Stories Give Life (and Give it Meaning)

When you listen to someone tell a story, it’s sort of like you get to live a small part of someone else’s life.  It could be the life of the storyteller, of a fictional person, or of someone else who first told the story.  In Andrea Barrett’s short story “The Behavior of the Hawkweeds,” from her collection Ship Fever, stories are hugely important.  The story that Antonia tells of her grandfather, Tati, is how she keeps him alive.

When a story belongs to someone else, telling it properly becomes a responsibility.  Richard tells the story of Tati the most, having gotten it from Antonia.  Telling it properly, then, is something that he owes Antonia in return for her giving him partial ownership of the story.  In actuality, however, the story belongs to Tati.  He first told the story to Antonia, who in turn told it to Richard, who in turn tells it to his students.  The responsibility, then, that Richard and Antonia both bear is to tell Tati’s story properly, especially since he is no longer around to tell it himself.  When Antonia stops Richard from telling Sebastian the story, instead herself telling it the way it should be told, she does so because of what Tati meant to her.  Sebastian will get the details either way, but for Antonia, her grandfather lives on through the story, and to tell it wrong is to devalue his life.

I think our lives are really in a large part a series of stories.  Since we cannot be everywhere at once, stories become vital to getting to know people, and experiencing life with them.  Part of what makes life extraordinary are the stories that we live through and get to share for years afterward.  I think that is why it matters so much to Antonia that Tati’s story be told right.  Though Sebastian thinks that Antonia tries to flirt with him, I think in reality she just wanted to hear his stories, and in doing so receive a small piece of a life.

 

-Ethan

~ by ethanbdixius on February 9, 2014.

2 Responses to “Stories Give Life (and Give it Meaning)”

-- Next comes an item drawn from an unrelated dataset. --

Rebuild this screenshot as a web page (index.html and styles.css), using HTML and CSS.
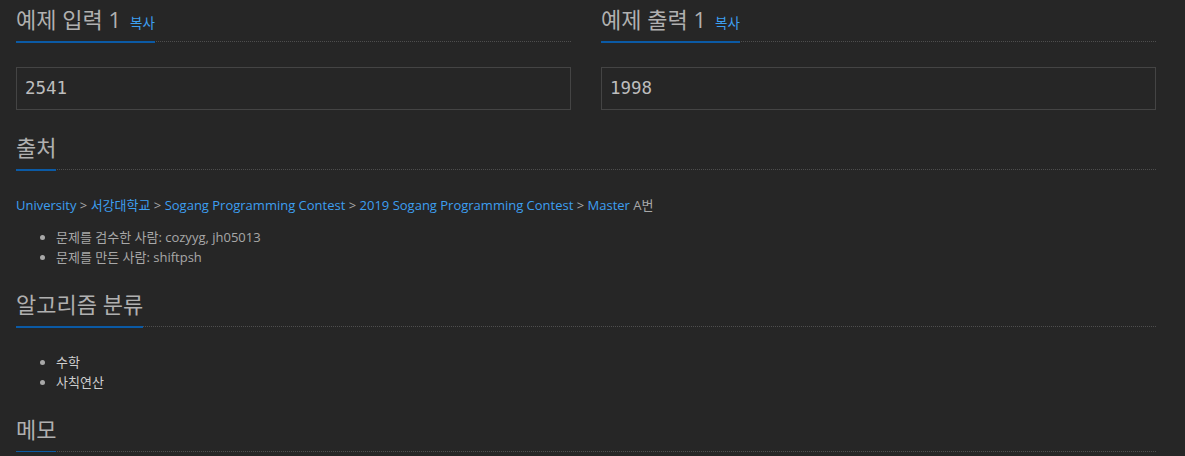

  1. I really enjoyed your blog post. The ideas you bring up also tie into the ideas that come along with cloning. If stories are an integral part to our being, than two clones living out different lives and thus different stories will be massively different.

  2. I think your subscription to the idea that stories give meaning to life is very true. Our humanity is dependent on each other’s humanity. I am human, because of the experiences made possible by others in my life and society as a whole, as I make those people human by being on the other end of the relationship. It really adds to the saying “no man is an island”.